What will your digital legacy be?


Recently, a business acquaintance sadly passed away. He was as fit as a fiddle and, at 46, was a regular footballer and cyclist. A no-nonsense northerner - he will be sadly missed.
Meanwhile, a couple of years ago a friend of my son died in tragic circumstances in the River Wharf, just 19 years old. While this saddens me what also intrigues me is that they have both left a poignant legacy of their life on line. Indeed, the young man’s Facebook page became a touching tribute to his life as people left posts remembering him at his best and mourning his loss.
My business contact too, remains online through his Linkedin and Facebook profile - he even dabbled in Twitter. We all know that we will leave the world one day - it is inevitable. But do we know what will happen to our online lives when we spiral off this mortal coil? We will continue to exists somewhere in the digital work on Facebook, Twitter, Linkedin, Flickr, Hotmail, Gmail and Yahoo.
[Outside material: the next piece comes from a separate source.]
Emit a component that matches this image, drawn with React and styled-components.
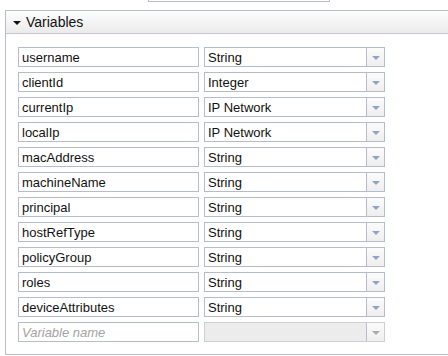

So what happens then? Will we leave a digital inheritance to our children - asking them to curate our former online existence? Or will be consigned to some digital limbo or Valhalla? It’s the same for companies - when a company dies (goes into receivership or is taken over) what happens to its digital legacy. Will it just sit a server somewhere until it finally goes for recycling?
However, some platforms are now offering to memorialise profiles. Facebook gives an option to memorialise a dead person’s profile, removing certain sensitive information and with privacy firewalls that only confirmed friends can see the profile.
A family member or friend has to fill out a brief form and provide proof of death of the user like an obituary. On Twitter, they close the account and help family members recover public Tweets from the account after they provide them with the following with key details such an email address and username.
However, you can plan for a digital afterlife through a number of websites such as World Without Me, which lets you create assets of all your digital information like login credentials and other sensitive documents in one safe and secure place. Another site is 1,000Memories, a web service that helps digitally honor the memory of a loved one, which recently announced that it had closed a $2.5m of funding. In the absence of meaningful state or federal regulation regarding post-mortem rights in cyberspace, a so-called digital death industry is booming. Sites like DataInherit, a "Swiss bank for data," have tens of thousands of users in 100-plus countries. MemoryOf, which allows survivors to build tribute pages, is approaching the 100,000-memorial mark. What do you think? Are you planning for your digital death?